At least ten million people are employed in European agriculture, mainly as seasonal workers, day labourers or in other insecure statuses. Despite being defined as essential by the EU institutions and national governments when COVID-19 hit, the lived experience of many of these workers remains one of struggle, deprivation and violations of human rights. Inhuman working conditions, poor wages, long working hours, a high proportion of undeclared work and sub-standard housing are only some of the daily hardships faced by farm workers in Europe. Workers often fall prey to widespread exploitation, including gangmaster practices and other forms of modern slavery.

Although their plight remains largely invisible, farm workers, be they EU nationals or non-EU citizens, migrants or refugees, working in North, South, West or East Europe, are united in demanding rights, social justice, and dignity at work.

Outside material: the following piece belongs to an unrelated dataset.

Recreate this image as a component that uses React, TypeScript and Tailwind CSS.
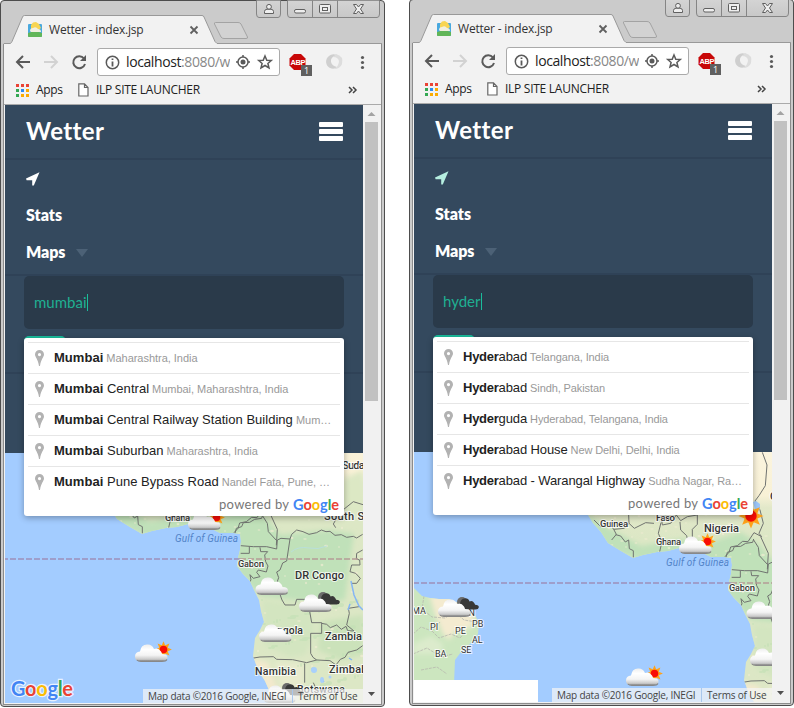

Astonishingly enough, workers have never featured in the Common Agriculture Policy (CAP) – a flagship EU policy, now accounting for about one third of the EU budget (from highs of up to 73%). While CAP subsidies are now rightly conditional on respect for basic environmental standards, public health and animal welfare, compliance with human and labour rights plays absolutely no role in the allocation of direct payments. This is why, unsurprisingly, the CAP has thus far largely failed to improve agricultural workers’ conditions.

A concrete and easily applicable solution, however, is in sight. The European Parliament has adopted a clear position: CAP direct payments must be conditional on respect for the applicable working and employment conditions under relevant collective agreements, national and EU law as well as ILO conventions.

The conditionality would cover various areas such as declared employment, equal treatment, remuneration, working time, health and safety, housing, gender equality, social security and fair conditions for all workers employed in agriculture, including mobile and migrant labourers.

However, this is only a first step in the right direction.

Negotiations between the EU institutions on the new CAP are ongoing and it is now crucial that social conditionality becomes part of the final agreement between the European Commission, the European Parliament and the Council of the EU. The position of the European Parliament should be confirmed and further strengthened. The case to be made is not just ethical – this is the only way to avoid social dumping, ensuring that the CAP can protect all those farmers who do respect workers’ rights, but suffer unfair competition from those that do not. And with social conditionality, a relevant part of the EU budget – funded by EU taxpayers – will finally contribute to improving working and living conditions in one of the most challenging and precarious sectors of the EU economy.

The COVID-19 pandemic presents the EU with a unique opportunity – overhauling European agriculture to make it truly sustainable and socially just. The CAP must contribute to this objective, meeting ambitious environmental goals while upholding respect for agricultural workers’ rights, which can never be considered red tape.

We, the undersigned signatories, call on your sense of responsibility as legislators and EU citizens. Agricultural workers endure burning heat and freezing cold, injuries, aches and threats, survive on a few hours of sleep and quick, frugal meals, live in shacks or containers, yet demonstrate astounding dedication to their jobs. It is thanks to them that, even in a global pandemic, there is food on our tables.

Agricultural workers now expect a clear response from the EU.

Social justice and fairness must prevail: the new CAP needs social conditionality.